## PROMPT
Omit all pictures, then retype exactly the lines from the one that contains "Give me the" through the end of the listing.

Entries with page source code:
---

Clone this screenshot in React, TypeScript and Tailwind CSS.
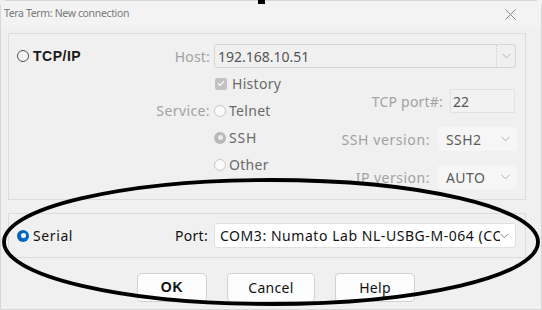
import React from "react";

type RadioKind = "off" | "offDisabled" | "onDisabled" | "on";

function Radio({ kind }: { kind: RadioKind }) {
  if (kind === "on") {
    return (
      <span className="flex h-[12px] w-[12px] items-center justify-center rounded-full bg-[#0067c0]">
        <span className="h-[5px] w-[5px] rounded-full bg-white" />
      </span>
    );
  }
  if (kind === "onDisabled") {
    return (
      <span className="flex h-[12px] w-[12px] items-center justify-center rounded-full bg-[#b9b9b9]">
        <span className="h-[5px] w-[5px] rounded-full bg-[#ececec]" />
      </span>
    );
  }
  if (kind === "offDisabled") {
    return <span className="h-[12px] w-[12px] rounded-full border border-[#c8c8c8] bg-[#fafafa]" />;
  }
  return <span className="h-[12px] w-[12px] rounded-full border border-[#505050] bg-[#f4f4f4]" />;
}

function Chevron({ color = "#b0b0b0" }: { color?: string }) {
  return (
    <svg width="9" height="6" viewBox="0 0 9 6" fill="none">
      <polyline points="0.5,0.8 4.5,4.8 8.5,0.8" stroke={color} strokeWidth="1" />
    </svg>
  );
}

function Select({ value, width }: { value: string; width: string }) {
  return (
    <div className={`flex h-[24px] ${width} items-center justify-between rounded-[3px] bg-[#f6f6f6] pl-[8px] pr-[7px]`}>
      <span className="text-[14px] tracking-[0.4px] text-[#5a5a5a]">{value}</span>
      <Chevron />
    </div>
  );
}

export default function App() {
  return (
    <div className="relative h-[310px] w-[542px] overflow-hidden bg-[#f0f0f0] font-['Noto_Sans',sans-serif]">
      <div className="flex h-full flex-col rounded-t-[7px] border border-[#d6d6d6] bg-[#f0f0f0]">
        {/* title bar */}
        <div className="flex h-[26px] items-center justify-between bg-[#f3f3f3] pl-[3px] pr-[25px]">
          <span className="text-[10.5px] tracking-[-0.35px] text-[#7a7a7a]">Tera Term: New connection</span>
          <svg width="11" height="11" viewBox="0 0 11 11">
            <path d="M0.5 0.5 L10.5 10.5 M10.5 0.5 L0.5 10.5" stroke="#8a8a8a" strokeWidth="1" />
          </svg>
        </div>

        {/* TCP/IP group */}
        <div className="ml-[7px] mt-[6px] h-[167px] w-[518px] border border-[#dcdcdc]">
          <div className="mt-[10px] flex h-[24px] items-center">
            <div className="flex w-[205px] items-center justify-between pl-[8px] pr-[4px]">
              <div className="flex items-center gap-[4px]">
                <Radio kind="off" />
                <span className="font-['Liberation_Sans',sans-serif] text-[14px] font-bold tracking-[0.5px] text-[#1a1a1a]">TCP/IP</span>
              </div>
              <span className="text-[14px] tracking-[0.2px] text-[#a2a2a2]">Host:</span>
            </div>
            <div className="flex h-[24px] w-[302px] items-stretch rounded-[3px] border border-[#d6d6d6] bg-[#f0f0f0]">
              <div className="flex flex-1 items-center border-r border-dotted border-[#d0d0d0] pl-[3px] text-[14px] text-[#555]">
                192.168.10.51
              </div>
              <div className="flex w-[18px] items-center justify-center">
                <Chevron />
              </div>
            </div>
          </div>

          <div className="mt-[2px] flex">
            <div className="flex w-[205px] flex-col pr-[4px]">
              <div className="h-[27px]" />
              <div className="flex h-[27px] items-center justify-end text-[14px] tracking-[0.4px] text-[#a2a2a2]">Service:</div>
            </div>
            <div className="flex w-[120px] flex-col">
              <div className="flex h-[27px] items-center gap-[5px] pl-[1px]">
                <span className="flex h-[12px] w-[12px] items-center justify-center rounded-[2px] bg-[#c2c2c2]">
                  <svg width="8" height="7" viewBox="0 0 8 7">
                    <polyline points="1,3.5 3,5.5 7,1.2" fill="none" stroke="#fff" strokeWidth="1.2" />
                  </svg>
                </span>
                <span className="text-[14px] tracking-[0.3px] text-[#6a6a6a]">History</span>
              </div>
              <div className="flex h-[27px] items-center gap-[3px]">
                <Radio kind="offDisabled" />
                <span className="text-[14px] tracking-[0.3px] text-[#6a6a6a]">Telnet</span>
              </div>
              <div className="flex h-[27px] items-center gap-[3px]">
                <Radio kind="onDisabled" />
                <span className="text-[14px] tracking-[0.8px] text-[#6a6a6a]">SSH</span>
              </div>
              <div className="flex h-[27px] items-center gap-[3px]">
                <Radio kind="offDisabled" />
                <span className="text-[14px] tracking-[0.3px] text-[#6a6a6a]">Other</span>
              </div>
            </div>
            <div className="flex flex-1 flex-col items-end pr-[8px] pt-[19px]">
              <div className="flex items-center gap-[7px] pr-[2px]">
                <span className="text-[14px] tracking-[0.2px] text-[#a2a2a2]">TCP port#:</span>
                <div className="flex h-[24px] w-[65px] items-center border border-[#e2e2e2] bg-[#f2f2f2] pl-[2px] text-[14px] text-[#555]">
                  22
                </div>
              </div>
              <div className="mt-[14px] flex items-center gap-[8px]">
                <span className="text-[14px] tracking-[0.6px] text-[#a2a2a2]">SSH version:</span>
                <Select value="SSH2" width="w-[79px]" />
              </div>
              <div className="mt-[14px] flex items-center gap-[8px]">
                <span className="text-[14px] tracking-[0.5px] text-[#a2a2a2]">IP version:</span>
                <Select value="AUTO" width="w-[79px]" />
              </div>
            </div>
          </div>
        </div>

        {/* Serial group */}
        <div className="ml-[7px] mt-[13px] flex h-[45px] w-[518px] items-center border border-[#dcdcdc]">
          <div className="flex w-[205px] items-center justify-between pl-[8px] pr-[6px]">
            <div className="flex items-center gap-[4px]">
              <Radio kind="on" />
              <span className="text-[14px] tracking-[0.6px] text-[#111]">Serial</span>
            </div>
            <span className="text-[14px] tracking-[0.3px] text-[#111]">Port:</span>
          </div>
          <div className="flex h-[25px] w-[302px] items-center justify-between rounded-[3px] border border-[#e0e0e0] bg-white pl-[5px] pr-[6px]">
            <span className="w-[283px] overflow-hidden whitespace-nowrap text-[14px] tracking-[0.55px] text-[#111]">
              COM3: Numato Lab NL-USBG-M-064 (COM3)
            </span>
            <Chevron color="#8a8a8a" />
          </div>
        </div>

        {/* buttons */}
        <div className="mt-[15px] flex gap-[20px] pl-[136px]">
          <button className="h-[29px] w-[70px] rounded-[4px] border border-[#d2d2d2] bg-[#fdfdfd] font-['Liberation_Sans',sans-serif] text-[14px] font-semibold tracking-[0.8px] text-[#111]">
            OK
          </button>
          <button className="h-[29px] w-[88px] rounded-[4px] border border-[#d2d2d2] bg-[#fdfdfd] text-[14px] tracking-[0.3px] text-[#111]">
            Cancel
          </button>
          <button className="h-[29px] w-[80px] rounded-[4px] border border-[#d2d2d2] bg-[#fdfdfd] text-[14px] tracking-[0.3px] text-[#111]">
            Help
          </button>
        </div>
      </div>

      {/* hand-drawn highlight */}
      <svg className="pointer-events-none absolute inset-0" width="542" height="310" viewBox="0 0 542 310">
        <ellipse cx="271" cy="242" rx="267" ry="62" fill="none" stroke="#000" strokeWidth="3.8" />
      </svg>
      <div className="absolute left-[258px] top-0 h-[4px] w-[7px] bg-black" />
    </div>
  );
}
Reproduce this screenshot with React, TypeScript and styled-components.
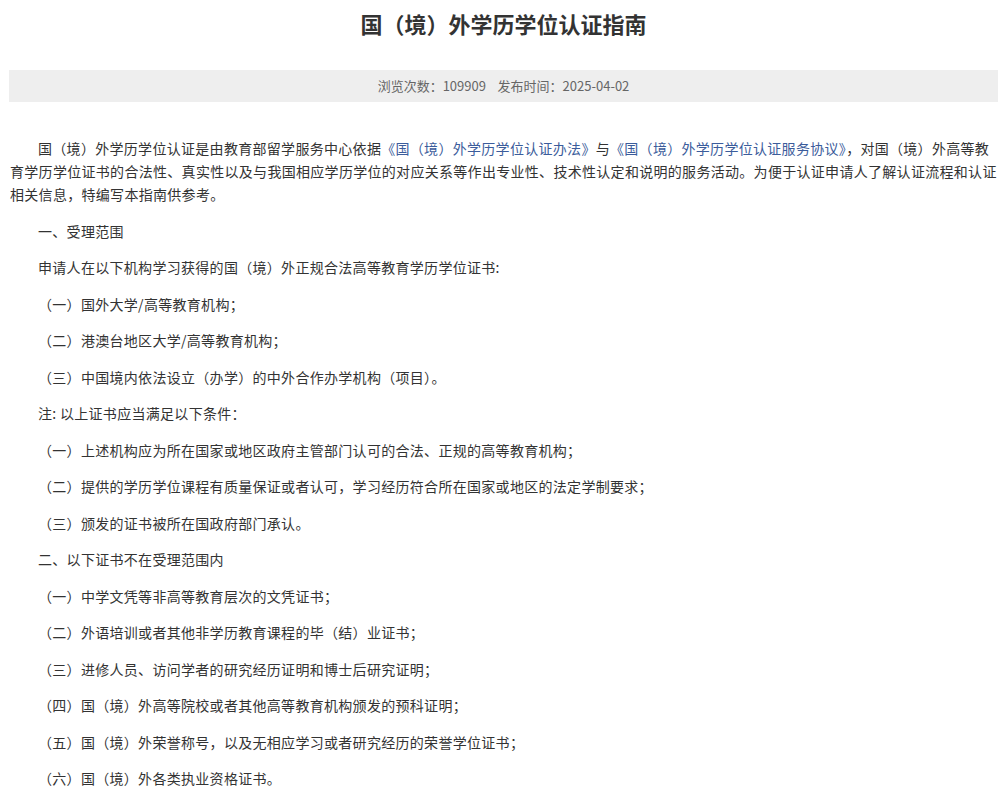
import { createGlobalStyle } from 'styled-components';
import styled from 'styled-components';

const Global = createGlobalStyle`
  body {
    margin: 0;
    background: #fff;
    font-family: "Microsoft YaHei", "Noto Sans CJK SC", sans-serif;
    color: #333;
  }
`;

const Page = styled.div`
  padding: 0 7px 0 9px;
`;

const Title = styled.h1`
  margin: 0;
  padding-top: 6px;
  height: 64px;
  text-align: center;
  font-size: 22px;
  font-weight: bold;
  color: #333;
  line-height: 34px;
`;

const Meta = styled.div`
  background: #eeeeee;
  height: 32px;
  line-height: 32px;
  text-align: center;
  font-size: 13px;
  color: #666;
`;

const Content = styled.div`
  padding: 35px 1px 0 1px;
  font-size: 14px;
  line-height: 23px;
  letter-spacing: 0.3px;
  color: #333;
`;

const P = styled.p<{ $indent?: boolean }>`
  margin: 0 0 13.5px;
  text-indent: ${(p) => (p.$indent ? '2em' : '0')};
  padding-left: ${(p) => (p.$indent ? '0' : '28px')};
`;

const Link = styled.span`
  color: #3b5c9b;
`;

const items = [
  '一、受理范围',
  '申请人在以下机构学习获得的国（境）外正规合法高等教育学历学位证书:',
  '（一）国外大学/高等教育机构；',
  '（二）港澳台地区大学/高等教育机构；',
  '（三）中国境内依法设立（办学）的中外合作办学机构（项目）。',
  '注: 以上证书应当满足以下条件：',
  '（一）上述机构应为所在国家或地区政府主管部门认可的合法、正规的高等教育机构；',
  '（二）提供的学历学位课程有质量保证或者认可，学习经历符合所在国家或地区的法定学制要求；',
  '（三）颁发的证书被所在国政府部门承认。',
  '二、以下证书不在受理范围内',
  '（一）中学文凭等非高等教育层次的文凭证书；',
  '（二）外语培训或者其他非学历教育课程的毕（结）业证书；',
  '（三）进修人员、访问学者的研究经历证明和博士后研究证明；',
  '（四）国（境）外高等院校或者其他高等教育机构颁发的预科证明；',
  '（五）国（境）外荣誉称号，以及无相应学习或者研究经历的荣誉学位证书；',
  '（六）国（境）外各类执业资格证书。',
];

export default function App() {
  return (
    <Page>
      <Global />
      <Title>国（境）外学历学位认证指南</Title>
      <Meta>浏览次数：109909&nbsp;&nbsp;&nbsp;&nbsp;发布时间：2025-04-02</Meta>
      <Content>
        <P $indent>
          国（境）外学历学位认证是由教育部留学服务中心依据<Link>《国（境）外学历学位认证办法》</Link>与
          <Link>《国（境）外学历学位认证服务协议》</Link>，对国（境）外高等教育学历学位证书的合法性、真实性以及与我国相应学历学位的对应关系等作出专业性、技术性认定和说明的服务活动。为便于认证申请人了解认证流程和认证相关信息，特编写本指南供参考。
        </P>
        {items.map((t, i) => (
          <P key={i}>{t}</P>
        ))}
      </Content>
    </Page>
  );
}
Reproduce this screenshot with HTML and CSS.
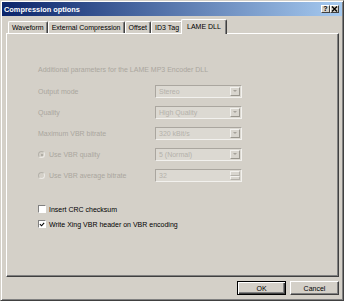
FILE: index.html
```html
<!DOCTYPE html>
<html>
<head>
  <title>Compression options</title>
  <link rel="stylesheet" href="styles.css">
</head>

<body>
  <div class="window">
    <div class="titlebar">
      <span class="title">Compression options</span>
      <div class="title-buttons">
        <span class="tbtn tbtn-help">?</span>
        <span class="tbtn tbtn-close">
          <svg width="7" height="6" viewBox="0 0 7 6">
            <path d="M1 0.5 L6 5.5 M6 0.5 L1 5.5" stroke="#000" stroke-width="1.4" fill="none"/>
          </svg>
        </span>
      </div>
    </div>

    <div class="content">
      <div class="tabs">
        <div class="tab">Waveform</div>
        <div class="tab">External Compression</div>
        <div class="tab">Offset</div>
        <div class="tab">ID3 Tag</div>
        <div class="tab tab-active">LAME DLL</div>
      </div>

      <div class="panel">
        <p class="intro disabled">Additional parameters for the LAME MP3 Encoder DLL</p>

        <div class="fields">
          <div class="row">
            <span class="label disabled">Output mode</span>
            <div class="combo"><span class="combo-text">Stereo</span><span class="combo-arrow"></span></div>
          </div>
          <div class="row">
            <span class="label disabled">Quality</span>
            <div class="combo"><span class="combo-text">High Quality</span><span class="combo-arrow"></span></div>
          </div>
          <div class="row">
            <span class="label disabled">Maximum VBR bitrate</span>
            <div class="combo"><span class="combo-text">320 kBit/s</span><span class="combo-arrow"></span></div>
          </div>
          <div class="row">
            <span class="label disabled"><span class="radio radio-on"></span>Use VBR quality</span>
            <div class="combo"><span class="combo-text">5 (Normal)</span><span class="combo-arrow"></span></div>
          </div>
          <div class="row">
            <span class="label disabled"><span class="radio"></span>Use VBR average bitrate</span>
            <div class="combo spin"><span class="combo-text">32</span>
              <span class="spin-buttons"><span class="spin-up"></span><span class="spin-down"></span></span>
            </div>
          </div>
        </div>

        <div class="checks">
          <div class="check-row"><span class="checkbox"></span>Insert CRC checksum</div>
          <div class="check-row"><span class="checkbox">
            <svg width="7" height="7" viewBox="0 0 7 7">
              <path d="M1 3 L3 5 L6 1.5" stroke="#000" stroke-width="1.3" fill="none"/>
            </svg>
          </span>Write Xing VBR header on VBR encoding</div>
        </div>
      </div>

      <div class="buttons">
        <button class="btn btn-default">OK</button>
        <button class="btn">Cancel</button>
      </div>
    </div>
  </div>
</body>
</html>
```

FILE: styles.css
```css
body {
  margin: 0;
  background-color: #d4d0c8;
  font-family: "Liberation Sans", Arial, sans-serif;
  font-size: 7px;
  color: #000;
}

.window {
  width: 344px;
  height: 301px;
  box-sizing: border-box;
  border: 1px solid;
  border-color: #d4d0c8 #404040 #404040 #d4d0c8;
  box-shadow: inset 1px 1px #fff, inset -1px -1px #808080;
  padding: 1px;
  background-color: #d4d0c8;
}

.titlebar {
  height: 14px;
  display: flex;
  align-items: center;
  justify-content: space-between;
  padding: 0 3px 0 2px;
  background: linear-gradient(to right, #0a246a, #a6caf0);
}

.title {
  color: #fff;
  font-weight: bold;
  font-size: 7.4px;
}

.title-buttons {
  display: flex;
  gap: 0;
}

.tbtn {
  width: 9px;
  height: 8px;
  box-sizing: border-box;
  background-color: #d4d0c8;
  border: 1px solid;
  border-color: #fff #404040 #404040 #fff;
  display: flex;
  align-items: center;
  justify-content: center;
  font-weight: bold;
  font-size: 7px;
  line-height: 6px;
}

.content {
  padding: 2px 3px 0 4px;
}

.tabs {
  display: flex;
  align-items: flex-end;
  height: 15px;
  padding-left: 2px;
}

.tab {
  height: 12px;
  box-sizing: border-box;
  padding: 1px 3px 0;
  border-top: 1px solid #fff;
  border-left: 1px solid #fff;
  border-right: 1px solid #404040;
  box-shadow: inset -1px 0 #808080;
  border-radius: 2px 2px 0 0;
  line-height: 9px;
  white-space: nowrap;
}

.tab-active {
  height: 15px;
  margin: 0 -2px -1px;
  padding: 2px 5px 0;
  position: relative;
  z-index: 1;
  background-color: #d4d0c8;
}

.panel {
  height: 244px;
  box-sizing: border-box;
  border: 1px solid;
  border-color: #fff #404040 #404040 #fff;
  box-shadow: inset -1px -1px #808080;
  padding: 31px 0 0 31px;
}

.disabled {
  color: #aaa69e;
}

.intro {
  margin: 0 0 10px;
  line-height: 10px;
}

.fields {
  display: flex;
  flex-direction: column;
  gap: 8px;
}

.row {
  display: flex;
  align-items: center;
  height: 13px;
}

.label {
  width: 117px;
  display: flex;
  align-items: center;
}

.combo {
  width: 87px;
  height: 13px;
  box-sizing: border-box;
  border: 1px solid;
  border-color: #aaa69f #f2f1ee #f2f1ee #aaa69f;
  background-color: #dcd9d2;
  color: #b4b1aa;
  display: flex;
  align-items: center;
  justify-content: space-between;
  padding: 1px 1px 1px 3px;
}

.combo-arrow {
  width: 10px;
  height: 9px;
  box-sizing: border-box;
  border: 1px solid;
  border-color: #f2f1ee #9a978f #9a978f #f2f1ee;
  background-color: #d8d5ce;
  position: relative;
}

.combo-arrow::after {
  content: '';
  position: absolute;
  left: 2px;
  top: 2px;
  border-left: 2px solid transparent;
  border-right: 2px solid transparent;
  border-top: 2px solid #a5a29a;
}

.spin-buttons {
  width: 10px;
  height: 9px;
  display: flex;
  flex-direction: column;
}

.spin-up,
.spin-down {
  flex: 1;
  border: 1px solid;
  border-color: #f2f1ee #b5b2ab #b5b2ab #f2f1ee;
  background-color: #d8d5ce;
}

.radio {
  width: 7px;
  height: 7px;
  box-sizing: border-box;
  border-radius: 50%;
  border: 1px solid #b5b2ab;
  border-right-color: #eceae6;
  border-bottom-color: #eceae6;
  background-color: #d4d0c8;
  margin-right: 4px;
  display: flex;
  align-items: center;
  justify-content: center;
}

.radio-on::after {
  content: '';
  width: 2px;
  height: 2px;
  border-radius: 50%;
  background-color: #a5a29a;
}

.checks {
  margin-top: 22px;
  display: flex;
  flex-direction: column;
  gap: 5px;
}

.check-row {
  display: flex;
  align-items: center;
  height: 10px;
}

.checkbox {
  width: 8px;
  height: 8px;
  box-sizing: border-box;
  border: 1px solid;
  border-color: #808080 #fff #fff #808080;
  background-color: #fff;
  margin-right: 3px;
  display: flex;
  align-items: center;
  justify-content: center;
}

.buttons {
  display: flex;
  justify-content: flex-end;
  gap: 4px;
  margin-top: 4px;
}

.btn {
  width: 49px;
  height: 14px;
  box-sizing: border-box;
  font-family: "Liberation Sans", Arial, sans-serif;
  font-size: 7px;
  background-color: #d4d0c8;
  border: 1px solid;
  border-color: #fff #404040 #404040 #fff;
  box-shadow: inset -1px -1px #808080;
  padding: 0;
  color: #000;
}

.btn-default {
  border: 1px solid #000;
  box-shadow: inset 1px 1px #fff, inset -1px -1px #404040, inset -2px -2px #808080;
}
```
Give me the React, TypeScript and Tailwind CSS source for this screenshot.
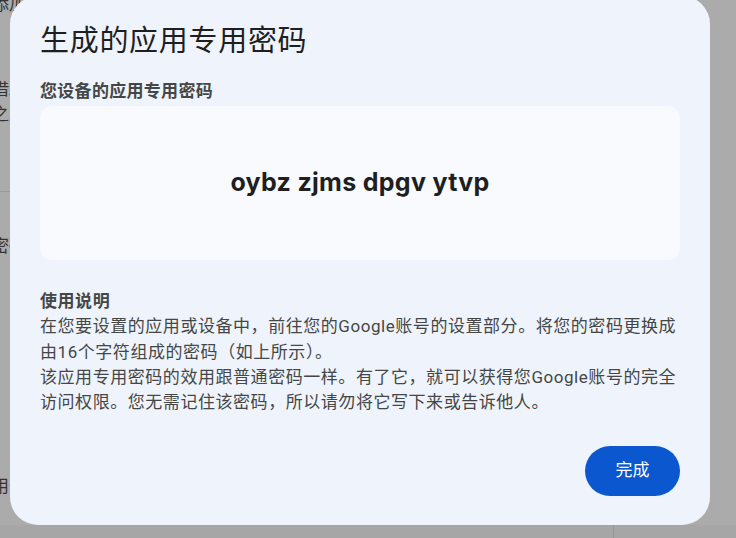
import React from "react";

const cjk = { fontFamily: '"Roboto", "Noto Sans CJK SC", sans-serif' };

export default function App() {
  return (
    <div className="relative w-[736px] h-[538px] overflow-hidden bg-[#ababab]" style={cjk}>
      {/* underlying page, dimmed */}
      <div className="flex flex-col w-[600px] h-full text-[#333] text-[17px] leading-[20px] -ml-[8px]">
        <div className="h-[85px] pt-0 -mt-[6px]">添加</div>
        <div className="h-[25px]">借助</div>
        <div className="h-[87px]">之后</div>
        <div className="border-t border-[#9a9a9a] h-[48px]"></div>
        <div className="h-[240px] -mt-[3px]">密码</div>
        <div className="">用于</div>
      </div>
      <div className="absolute left-0 right-0 bottom-0 h-[13px] bg-[#a6a6a6] flex">
        <div className="w-[614px] border-r border-[#999]"></div>
      </div>

      {/* dialog */}
      <div className="absolute left-[10px] top-[-4px] w-[700px] h-[529px] rounded-[28px] bg-[#eff3fb] flex flex-col px-[30px] pt-[27px]">
        <h1 className="text-[29px] leading-[36px] text-[#1f1f1f] tracking-[0.7px]">生成的应用专用密码</h1>
        <div className="mt-[21px] text-[17px] leading-[22px] font-bold text-[#444746] tracking-[0.3px]">您设备的应用专用密码</div>
        <div className="mt-[4px] h-[154px] rounded-[12px] bg-[#f8fafe] flex items-center justify-center">
          <span
            className="text-[25px] font-bold text-[#1f1f1f] tracking-[0.3px]"
            style={{ fontFamily: '"Inter", "Roboto", sans-serif' }}
          >
            oybz zjms dpgv ytvp
          </span>
        </div>
        <div className="mt-[29px] text-[17px] leading-[25.3px] text-[#444746] tracking-[0.55px]">
          <div className="font-bold">使用说明</div>
          <div>在您要设置的应用或设备中，前往您的Google账号的设置部分。将您的密码更换成</div>
          <div>由16个字符组成的密码（如上所示）。</div>
          <div>该应用专用密码的效用跟普通密码一样。有了它，就可以获得您Google账号的完全</div>
          <div>访问权限。您无需记住该密码，所以请勿将它写下来或告诉他人。</div>
        </div>
        <div className="mt-auto mb-[29px] flex justify-end">
          <button className="w-[95px] h-[50px] rounded-full bg-[#0b57d0] text-white text-[17px]">完成</button>
        </div>
      </div>
    </div>
  );
}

---

## TASK ANSWER
Give me the React, TypeScript and Tailwind CSS source for this screenshot.
import React from "react";

const cjk = { fontFamily: '"Roboto", "Noto Sans CJK SC", sans-serif' };

export default function App() {
  return (
    <div className="relative w-[736px] h-[538px] overflow-hidden bg-[#ababab]" style={cjk}>
      {/* underlying page, dimmed */}
      <div className="flex flex-col w-[600px] h-full text-[#333] text-[17px] leading-[20px] -ml-[8px]">
        <div className="h-[85px] pt-0 -mt-[6px]">添加</div>
        <div className="h-[25px]">借助</div>
        <div className="h-[87px]">之后</div>
        <div className="border-t border-[#9a9a9a] h-[48px]"></div>
        <div className="h-[240px] -mt-[3px]">密码</div>
        <div className="">用于</div>
      </div>
      <div className="absolute left-0 right-0 bottom-0 h-[13px] bg-[#a6a6a6] flex">
        <div className="w-[614px] border-r border-[#999]"></div>
      </div>

      {/* dialog */}
      <div className="absolute left-[10px] top-[-4px] w-[700px] h-[529px] rounded-[28px] bg-[#eff3fb] flex flex-col px-[30px] pt-[27px]">
        <h1 className="text-[29px] leading-[36px] text-[#1f1f1f] tracking-[0.7px]">生成的应用专用密码</h1>
        <div className="mt-[21px] text-[17px] leading-[22px] font-bold text-[#444746] tracking-[0.3px]">您设备的应用专用密码</div>
        <div className="mt-[4px] h-[154px] rounded-[12px] bg-[#f8fafe] flex items-center justify-center">
          <span
            className="text-[25px] font-bold text-[#1f1f1f] tracking-[0.3px]"
            style={{ fontFamily: '"Inter", "Roboto", sans-serif' }}
          >
            oybz zjms dpgv ytvp
          </span>
        </div>
        <div className="mt-[29px] text-[17px] leading-[25.3px] text-[#444746] tracking-[0.55px]">
          <div className="font-bold">使用说明</div>
          <div>在您要设置的应用或设备中，前往您的Google账号的设置部分。将您的密码更换成</div>
          <div>由16个字符组成的密码（如上所示）。</div>
          <div>该应用专用密码的效用跟普通密码一样。有了它，就可以获得您Google账号的完全</div>
          <div>访问权限。您无需记住该密码，所以请勿将它写下来或告诉他人。</div>
        </div>
        <div className="mt-auto mb-[29px] flex justify-end">
          <button className="w-[95px] h-[50px] rounded-full bg-[#0b57d0] text-white text-[17px]">完成</button>
        </div>
      </div>
    </div>
  );
}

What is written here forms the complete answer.